Die US-Regierung freue sich, Okonjo-Iweala zu unterstützen, erklärte das Büro des Handelsbeauftragten. Die Kandidatin bringe dank ihrer 25 Jahre bei der Weltbank und ihrer zwei Amtszeiten als nigerianische Finanzministerin großen wirtschaftlichen Sachverstand und Erfahrung in internationalen Belangen mit, hieß es. Die USA wollen mit der neuen WTO-Führung zusammenarbeiten, um „notwendige substanzielle“ Reformen der Organisation zu erreichen, hieß es.

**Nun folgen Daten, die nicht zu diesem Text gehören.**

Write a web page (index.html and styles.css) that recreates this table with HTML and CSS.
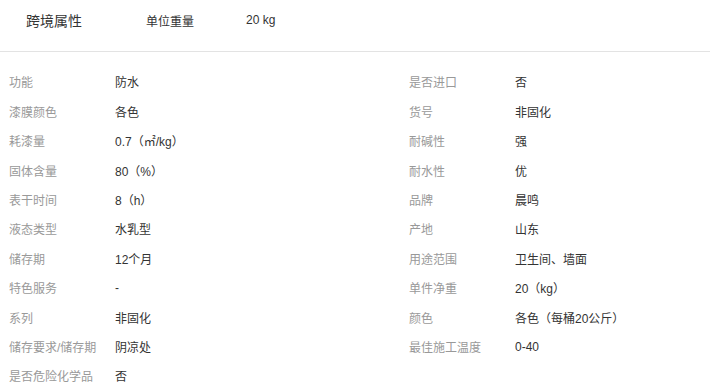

Okonjo-Iweala bedankte sich auf Twitter umgehend für die Unterstützung der US-Regierung. Der Chef der ebenfalls in Genf ansässigen Weltgesundheitsorganisation (WHO), Tedros Adhanom Ghebreyesus, gratulierte der Nigerianerin über Twitter. Sie werde die WTO als Generaldirektorin ausgezeichnet führen, schrieb er. Wirtschaftsministerin Margarete Schramböck (ÖVP) erwartet sich von der neuen WTO-Generaldirektorin rasch einen umfassenden Reformprozess in Zusammenarbeit mit den WTO-Mitgliedern. „Die WTO reagierte in der Vergangenheit eher passiv und mit Vergangenheitsrezepten“, kritisierte Schramböck.

Spitzen Richtung USA

Die Organisation, die die Regeln für den freien Welthandel überwacht, steckt derzeit in der tiefsten Krise seit ihrer Gründung 1995. Sowohl die Differenzen zwischen den großen Handelsblöcken USA, China und EU als auch zwischen Industrie- und Entwicklungsländern wachsen. Die USA haben unter Trump zudem das zentrale Organ der Streitschlichtung bei Handelsdisputen blockiert.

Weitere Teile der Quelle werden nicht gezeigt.